Karl GOLDMARK (1830-1915)
Schlage nicht die feuchten Augen nieder Op.18 No.6 [1:51]
Weinet um sie Op.18 No.7 [2:44]
Wolt er nur fragen Op.21 No.3 [1:30]
Hugo WOLF (1860-1903)
Ziltronenfalter im April [1:26]
Blumengrus [1:17]
Arnold SCHOENBERG (1874-1951)
Hochzeitslied Op.3 No.4 [1:57]
Richard STRAUSS (1864-1949)
Ruhe, meine Seele Op.27 No.1 [3:03]
Pauline VIARDOT (1821-1910)
Die Beschwörung [3:00]
Hans ROTT (1858-1904)
Das Abendglöcklein [3:43]
Alphons DIEPENBROCK (1862-1921)
Der König in Thule [4:08]
Es war ein alte König [2:27]
Liebesklage [4:21]
Celebrität [4:56]
Bruno WALTER (1876-1962)
Der junge Ehemann [3:27]
Petra Froese (soprano), Felix Rumpf (baritone), Tereza Nováková (soprano), Ladislava Vondráčková (piano).
Choir Association Campanula Jihlava/Pavel Jirák; Petr Sobotka (organ)
rec. 2014, Hotel Gustav Mahler; St. Jacob the Greater Church, Jihlava, Czech Republic.
ARCO DIVA UP0164 2131 [68:36]

The solo vocal music recorded here formed part of last year’s annual Mahler Festival at Jihlava in the Czech Republic. The programme is principally one of songs from contemporaries and friends of Mahler, but a substantial work for choir and organ opens the disc, Foerster’s setting of the Stabat Mater. This is hardly well-known, although a few key works of Foerster’s orchestral and other music have long been represented on disc, especially from Czech sources. It is an engaging work, gentle rather than dramatic, with just mixed chorus and no vocal solos. The choir sounds engaged, well-prepared, and blends effectively in the fullest passages. Foerster is also given the most songs on the recital part of the disc, with five items from his Lieder der Dämmerung (“Twilight Songs”). These too are skilful and enjoyable if not highly distinctive. The idiom is that of sophisticated lieder rather than folk-based songs, but the fresh-voiced soprano Tereza Nováková sounds rather taxed by their demands, and too often for comfortable listening. She closes the disc rather lamely with a song by Bruno Walter, the melody of which is pleasant enough, but will probably make many a record collector grateful he never gave up the day job.

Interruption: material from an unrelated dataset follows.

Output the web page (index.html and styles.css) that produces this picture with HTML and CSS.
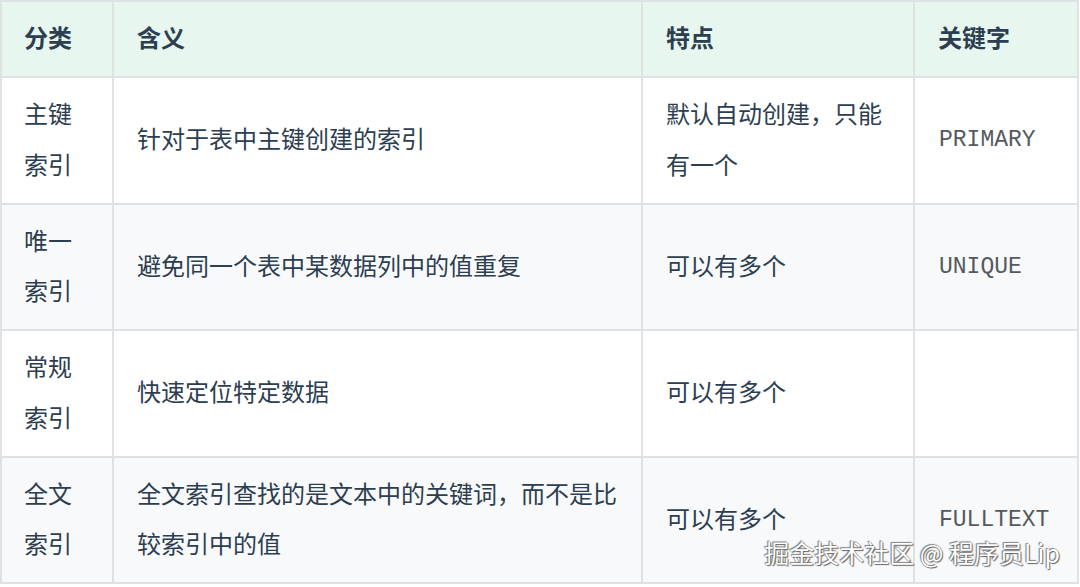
FILE: index.html
```html
<!DOCTYPE html>
<html lang="zh-CN">
<head>
<meta charset="utf-8">
<link rel="stylesheet" href="styles.css">
</head>
<body>
<div class="page">
  <table class="idx">
    <colgroup>
      <col class="c1"><col class="c2"><col class="c3"><col class="c4">
    </colgroup>
    <thead>
      <tr><th>分类</th><th>含义</th><th>特点</th><th>关键字</th></tr>
    </thead>
    <tbody>
      <tr><td>主键索引</td><td>针对于表中主键创建的索引</td><td>默认自动创建，只能有一个</td><td><code>PRIMARY</code></td></tr>
      <tr><td>唯一索引</td><td>避免同一个表中某数据列中的值重复</td><td>可以有多个</td><td><code>UNIQUE</code></td></tr>
      <tr><td>常规索引</td><td>快速定位特定数据</td><td>可以有多个</td><td></td></tr>
      <tr><td>全文索引</td><td>全文索引查找的是文本中的关键词，而不是比较索引中的值</td><td>可以有多个</td><td><code>FULLTEXT</code></td></tr>
    </tbody>
  </table>
  <div class="mark">掘金技术社区 @ 程序员Lip</div>
</div>
</body>
</html>
```

FILE: styles.css
```css
html, body {
  margin: 0;
  padding: 0;
  background: #ffffff;
}
.page {
  position: relative;
  width: 1080px;
  height: 587px;
  overflow: hidden;
  font-family: "Noto Sans CJK SC", "Noto Sans", sans-serif;
  color: #2c3e50;
}
.idx {
  border-collapse: collapse;
  table-layout: fixed;
  width: 1077px;
  font-size: 24px;
  line-height: 50.25px;
}
.c1 { width: 112px; }
.c2 { width: 529px; }
.c3 { width: 272px; }
.c4 { width: 164px; }
.idx th, .idx td {
  border: 2px solid #dfe2e5;
  padding: 10px 23px 14px 23px;
  text-align: left;
  vertical-align: middle;
}
.idx th:first-child, .idx td:first-child {
  padding-left: 22px;
}
.idx th {
  font-weight: 700;
  background: #e7f6ef;
}
.idx tbody tr:nth-child(even) td {
  background: #f8f9fa;
}
.idx code {
  font-family: "Liberation Mono", monospace;
  font-size: 23px;
  color: #555a60;
  padding-left: 1px;
}
.mark {
  position: absolute;
  right: 20px;
  bottom: 18px;
  font-size: 25px;
  line-height: 34px;
  color: #ffffff;
  text-shadow: 0 0 1px #555, 1px 1px 1px #666, -1px -1px 1px #888;
  white-space: nowrap;
}
```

The other featured soprano, Petra Froese, has five composers and eight songs to deliver, three of Goldmark, two of Wolf, and one each of Schoenberg, Strauss and Viardot. Within such a varied group of unfamiliar items the discovery for many is likely to be the Viardot song Die Beschwörung (“Incantation”, to a poem by Pushkin). Pauline Viardot is best remembered as a singer, the mezzo for whom Brahms wrote his Alto Rhapsody. She also composed numerous songs, several as here from Russian sources — she was the mistress of Turgenev. One can hear why Clara Schumann thought her the most gifted woman she had ever met. Here and elsewhere though one wishes for a bit more security in intonation from Petra Froese, who though persuasive in her phrasing, exhibits the same vocal frailties as are heard on the recent ArcoDiva world première recording of Dvořák’s early opera Alfred (review).

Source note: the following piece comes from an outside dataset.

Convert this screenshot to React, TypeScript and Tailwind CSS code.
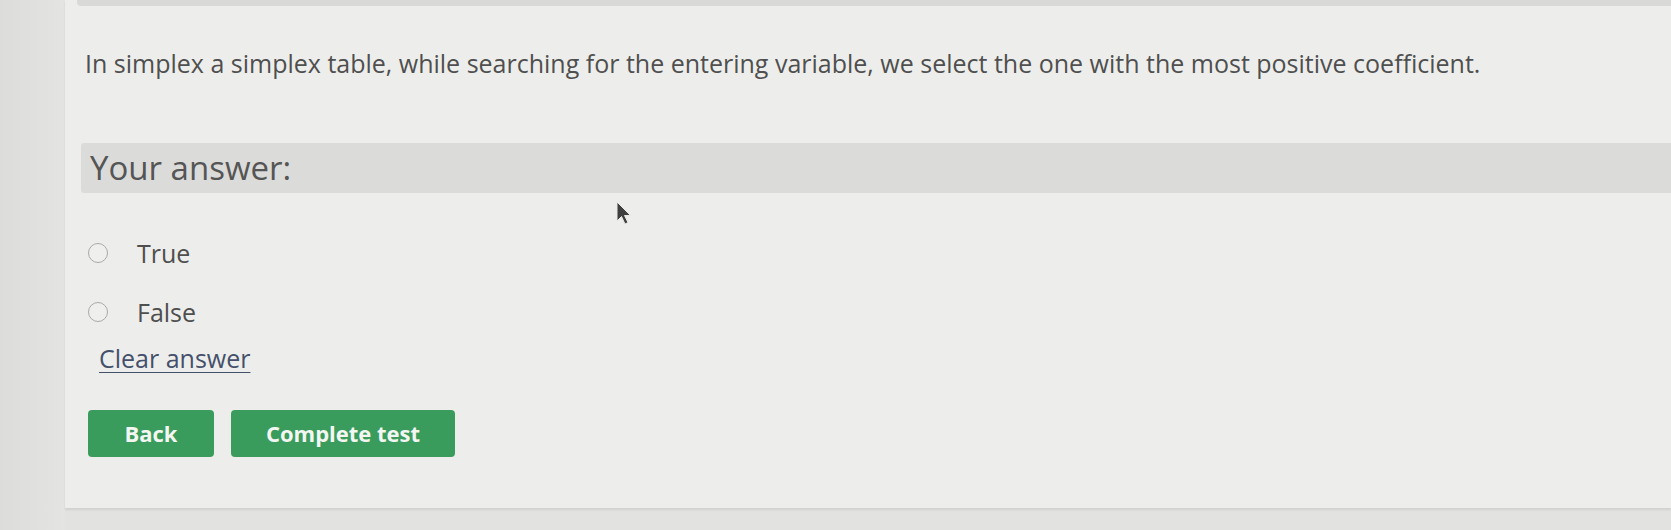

The firm-voiced baritone Felix Rumpf — who is also among the cast of that Alfred — is the most reliable of these three soloists, especially in the four fine songs by the Dutchman Alphons Diepenbrock. The last of this group is the longest song on the CD, a setting of Goethe’s poem “Celebrity”. Rumpf rises superbly to its stirring climax. Indeed he seems the natural lieder singer here, the one in full command of his instrument and able to illuminate each song with intelligent use of vocal colour. A full song recital by him, whether in the standard lieder territory or rarer fare as here, would be most welcome. Here and throughout, the song recital elements of the disc benefit from a fine piano accompaniment by the experienced Ladislava Vondráčková. The recording engineers cope well with the hazards of live performance in the two different venues.

The booklet is modest but gives some information on the composers and the songs, including translations of the song titles. The short section on Diepenbrock, present in the Czech text of the booklet, is missing from the English pages. There are no texts or translations, but there is a link on the website to the Latin text of the Stabat Mater and to the German poems, but translations of neither. In such obscure song repertoire this is a serious omission. For the appeal of the disc, beyond the opening choral work, lies mainly with the several unfamiliar songs, especially the Diepenbrock group sung by Rumpf. Three of those four songs have texts by Goethe and Heine which ought to be accessible somewhere, but neither of my two anthologies of Goethe poems had “Celebrity”, although I found a serviceable translation on Poemhunter.com. That said, an art song is a marriage of poetry and music, and recordings that omit the text put asunder those that belong together. Collectors should not be required to go elsewhere in search of one half of the experience the composer intended they should have.